Si spiega così la perdita di appeal del "lavoro in proprio". Ma anche la parallela ripresa dell'attrazione esercitata dal lavoro pubblico (soprattutto nel Mezzogiorno). Nonostante da anni venga stigmatizzato da autorevoli esponenti del governo. Non è che i cittadini provino un'insostenibile voglia di fare i "fannulloni". È il senso di insicurezza che pervade il lavoro. L'economia. Magari non è una grande novità, potrebbe eccepire qualcuno. È vero, ma non del tutto. Perché fino a poco tempo fa funzionava un meccanismo psicologico che disinnescava gli effetti politici della delusione economica e sociale. Anzi: li rivolgeva a scapito dell'opposizione. Una sinistra "impopolare". Sempre più in difficoltà nell'intercettare il consenso dei dipendenti privati e dei ceti sociali più precari. Rannicchiata - e quasi accerchiata - dentro il perimetro dei pensionati e del pubblico impiego. Soprattutto degli insegnanti e delle figure "intellettuali". Da qualche tempo, questa spirale senza fine sembra essere giunta alla fine. Il processo di operaizzazione e di discesa sociale sta producendo - ha già prodotto - effetti politici evidenti. E sembra sempre più arduo, per il governo e per il suo capo, proseguire nella strategia della dissimulazione. Dire, da un lato, che non è vero. Trattare chi predica sfiducia da nemico della nazione. Dell'Italia.

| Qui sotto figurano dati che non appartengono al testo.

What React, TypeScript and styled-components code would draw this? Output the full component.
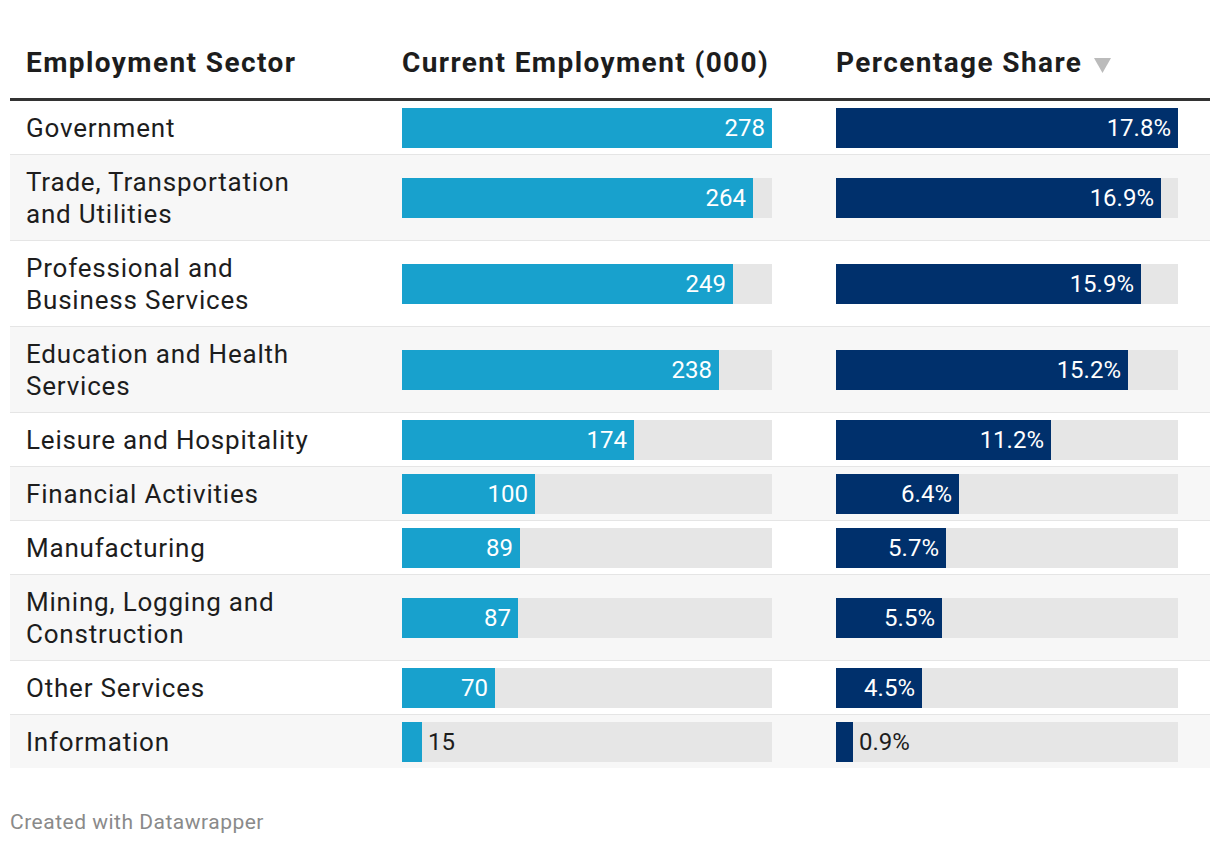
import React from "react";
import styled, { createGlobalStyle } from "styled-components";

const Global = createGlobalStyle`
  html, body { margin: 0; padding: 0; background: #ffffff; }
  body { font-family: Roboto, "Liberation Sans", sans-serif; color: #1d1d1d; }
`;

const Page = styled.div`
  width: 1200px;
  padding: 0 10px;
`;

const Grid = styled.div`
  display: grid;
  grid-template-columns: 392px 434px 374px;
`;

const HeadRow = styled(Grid)`
  border-bottom: 3px solid #333333;
  align-items: end;
`;

const HeadCell = styled.div<{ $first?: boolean }>`
  padding: 46px 0 18px ${(p) => (p.$first ? "16px" : "0")};
  font-size: 28px;
  font-weight: 700;
  letter-spacing: 1.4px;
  line-height: 34px;
  color: #1d1d1d;
  display: flex;
  align-items: center;
  gap: 12px;
  white-space: nowrap;
`;

const SortArrow = styled.svg`
  width: 17px;
  height: 15px;
  margin-top: 4px;
`;

const Row = styled(Grid)<{ $alt: boolean }>`
  background: ${(p) => (p.$alt ? "#f7f7f7" : "#ffffff")};
  border-top: 1px solid #e5e5e5;
  &:first-of-type { border-top: none; }
  align-items: center;
`;

const Label = styled.div`
  padding: 11px 16px 10px 16px;
  font-size: 26px;
  letter-spacing: 0.8px;
  line-height: 32px;
  color: #1d1d1d;
  white-space: nowrap;
`;

const Track = styled.div<{ $w: number }>`
  width: ${(p) => p.$w}px;
  height: 40px;
  background: #e6e6e6;
  display: flex;
`;

const Fill = styled.div<{ $color: string }>`
  height: 100%;
  background: ${(p) => p.$color};
  display: flex;
  align-items: center;
  justify-content: flex-end;
  flex-shrink: 0;
`;

const Value = styled.span<{ $inside: boolean }>`
  font-size: 24px;
  line-height: 40px;
  white-space: nowrap;
  color: ${(p) => (p.$inside ? "#ffffff" : "#1d1d1d")};
  padding: ${(p) => (p.$inside ? "0 7px 0 0" : "0 0 0 6px")};
`;

const Footer = styled.div`
  margin-top: 42px;
  font-size: 21px;
  letter-spacing: 0.5px;
  color: #8a8a8a;
`;

type D = { name: string; emp: number; pct: number };

const data: D[] = [
  { name: "Government", emp: 278, pct: 17.8 },
  { name: "Trade, Transportation\nand Utilities", emp: 264, pct: 16.9 },
  { name: "Professional and\nBusiness Services", emp: 249, pct: 15.9 },
  { name: "Education and Health\nServices", emp: 238, pct: 15.2 },
  { name: "Leisure and Hospitality", emp: 174, pct: 11.2 },
  { name: "Financial Activities", emp: 100, pct: 6.4 },
  { name: "Manufacturing", emp: 89, pct: 5.7 },
  { name: "Mining, Logging and\nConstruction", emp: 87, pct: 5.5 },
  { name: "Other Services", emp: 70, pct: 4.5 },
  { name: "Information", emp: 15, pct: 0.9 },
];

function Bar({ value, max, width, color, text }: { value: number; max: number; width: number; color: string; text: string }) {
  const w = Math.round((value / max) * width);
  const inside = w > 60;
  return (
    <Track $w={width}>
      <Fill $color={color} style={{ width: w }}>
        {inside && <Value $inside>{text}</Value>}
      </Fill>
      {!inside && <Value $inside={false}>{text}</Value>}
    </Track>
  );
}

export default function App() {
  return (
    <Page>
      <Global />
      <HeadRow>
        <HeadCell $first>Employment Sector</HeadCell>
        <HeadCell>Current Employment (000)</HeadCell>
        <HeadCell>
          Percentage Share
          <SortArrow viewBox="0 0 17 15">
            <path d="M0 0 H17 L8.5 15 Z" fill="#bbbbbb" />
          </SortArrow>
        </HeadCell>
      </HeadRow>
      <div>
        {data.map((d, i) => (
          <Row key={d.name} $alt={i % 2 === 1}>
            <Label>
              {d.name.split("\n").map((l, j) => (
                <div key={j}>{l}</div>
              ))}
            </Label>
            <Bar value={d.emp} max={278} width={370} color="#18a1cd" text={String(d.emp)} />
            <Bar value={d.pct} max={17.8} width={342} color="#00306c" text={d.pct.toFixed(1) + "%"} />
          </Row>
        ))}
      </div>
      <Footer>Created with Datawrapper</Footer>
    </Page>
  );
}
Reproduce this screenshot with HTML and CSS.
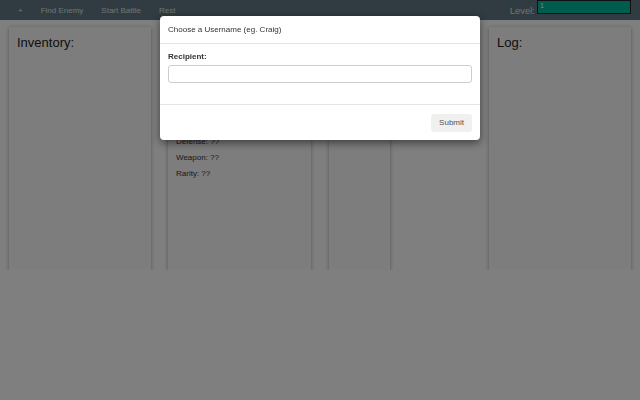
FILE: index.html
```html
<!DOCTYPE html>
<html lang="en">
<head>
  <meta charset="UTF-8">
  <title>Battle Game</title>
  <link rel="stylesheet" href="styles.css">
</head>
<body>

  <!-- Top navigation -->
  <nav class="navbar">
    <a href="#" class="nav-link">+</a>
    <a href="#" class="nav-link">Find Enemy</a>
    <a href="#" class="nav-link">Start Battle</a>
    <a href="#" class="nav-link">Rest</a>
    <div class="level">
      <label for="level">Level:</label>
      <input type="text" id="level" value="1" />
    </div>
  </nav>

  <!-- Game panels -->
  <main class="columns">
    <div class="col">
      <div class="card card-tall">
        <h2>Inventory:</h2>
      </div>
    </div>
    <div class="col">
      <!-- top of this card sits under the modal -->
      <div class="card card-tall card-stats">
        <p>Defense: ??</p>
        <p>Weapon: ??</p>
        <p>Rarity: ??</p>
      </div>
    </div>
    <div class="col">
      <div class="card card-tall card-narrow"></div>
    </div>
    <div class="col">
      <div class="card card-tall">
        <h2>Log:</h2>
      </div>
    </div>
  </main>

  <!-- Username modal -->
  <div class="backdrop">
    <div class="modal">
      <div class="modal-header">Choose a Username (eg. Craig)</div>
      <div class="modal-body">
        <label for="recipient">Recipient:</label>
        <input type="text" id="recipient" />
      </div>
      <div class="modal-footer">
        <button>Submit</button>
      </div>
    </div>
  </div>

</body>
</html>
```

FILE: styles.css
```css
body {
  margin: 0;
  font-family: 'Liberation Sans', Arial, sans-serif;
  background-color: #fff;
  color: #333;
}

.navbar {
  height: 20px;
  background-color: #607882;
  display: flex;
  align-items: center;
  padding-left: 18px;
  gap: 18px;
}

.nav-link {
  color: #fff;
  font-size: 8px;
  text-decoration: none;
  opacity: 0.8;
}

.level {
  margin-left: auto;
  margin-right: 9px;
  display: flex;
  align-items: flex-start;
  align-self: flex-start;
  gap: 2px;
}

.level label {
  color: #fff;
  opacity: 0.8;
  font-size: 9.5px;
  margin-top: 5px;
}

.level input {
  width: 94px;
  height: 14px;
  box-sizing: border-box;
  padding: 0 2px 4px;
  border: 1px solid #222;
  background-color: #00b898;
  color: #fff;
  font-size: 7px;
  font-family: inherit;
  line-height: 8px;
}

.columns {
  display: grid;
  grid-template-columns: repeat(4, 160px);
  padding-top: 7px;
}

.col {
  padding: 0 9px;
}

.col:nth-child(2) {
  padding-left: 8px;
}

.card {
  background-color: #fafafa;
  box-shadow: 0 1px 4px rgba(0, 0, 0, 0.35);
  box-sizing: border-box;
  padding: 7px 8px;
}

.card-tall {
  height: 243px;
}

.card-narrow {
  width: 61px;
}

.card-stats {
  padding-top: 107px;
}

.card h2 {
  margin: 0;
  font-size: 13px;
  font-weight: normal;
  line-height: 18px;
  color: #222;
}

.card p {
  margin: 0;
  font-size: 8px;
  line-height: 16px;
  color: #333;
}

.backdrop {
  position: fixed;
  inset: 0;
  background-color: rgba(0, 0, 0, 0.5);
  display: flex;
  justify-content: center;
  align-items: flex-start;
}

.modal {
  margin-top: 16px;
  width: 320px;
  background-color: #fff;
  border-radius: 4px;
  box-shadow: 0 3px 9px rgba(0, 0, 0, 0.5);
}

.modal-header {
  padding: 9px 8px 8px;
  font-size: 8px;
  line-height: 10px;
  color: #333;
  border-bottom: 1px solid #e5e5e5;
}

.modal-body {
  padding: 8px 8px 21px;
}

.modal-body label {
  display: block;
  font-size: 8px;
  font-weight: bold;
  color: #333;
  margin-bottom: 3px;
}

.modal-body input {
  width: 100%;
  height: 18px;
  box-sizing: border-box;
  border: 1px solid #ccc;
  border-radius: 3px;
  margin: 0;
}

.modal-footer {
  border-top: 1px solid #e5e5e5;
  padding: 9px 8px 8px;
  display: flex;
  justify-content: flex-end;
}

.modal-footer button {
  background-color: #f0f0f0;
  border: none;
  border-radius: 3px;
  font-family: inherit;
  font-size: 8px;
  color: #555;
  padding: 0 8px;
  height: 18px;
  cursor: pointer;
}
```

D'altra parte, non è facile scaricare le colpe e le paure della crisi sempre sugli "altri". Gli immigrati e gli stranieri. Poi, l'euro e l'Unione Europea. Sul piano interno: Roma padrona e il Sud spendaccione. O, viceversa, il Nord egoista. Alla lunga, il meccanismo si è logorato. Difficile dire che la crisi non c'è. Che le cose vanno bene. Che noi stiamo bene. Che bisogna avere fiducia (ora). Che gli operai non esistono. Se mezza Italia, ormai, si sente e si dice operaia. Se i ceti medi e perfino i borghesi hanno paura. Se i giovani pensano di fuggire dal Paese. Se i genitori, per non parlare dei nonni, non hanno argomenti validi per trattenerli. Ed è difficile scaricare le colpe sull'opposizione, che da anni latita. Ma è difficile, per la maggioranza, anche prendersela con il Sud o con il Nord. Spostare i ministeri da Roma a Milano. Visto che in entrambi i casi significa prendersela con se stessa. La Lega del Nord contro il Pdl romano - e del Sud. E viceversa. Così - "forse" - dopo tanti anni, siamo giunti alla resa dei conti. O almeno: all'assunzione di responsabilità. Se piove e fa freddo, se l'orizzonte è scuro. Non può essere - sempre e solo - colpa degli "altri".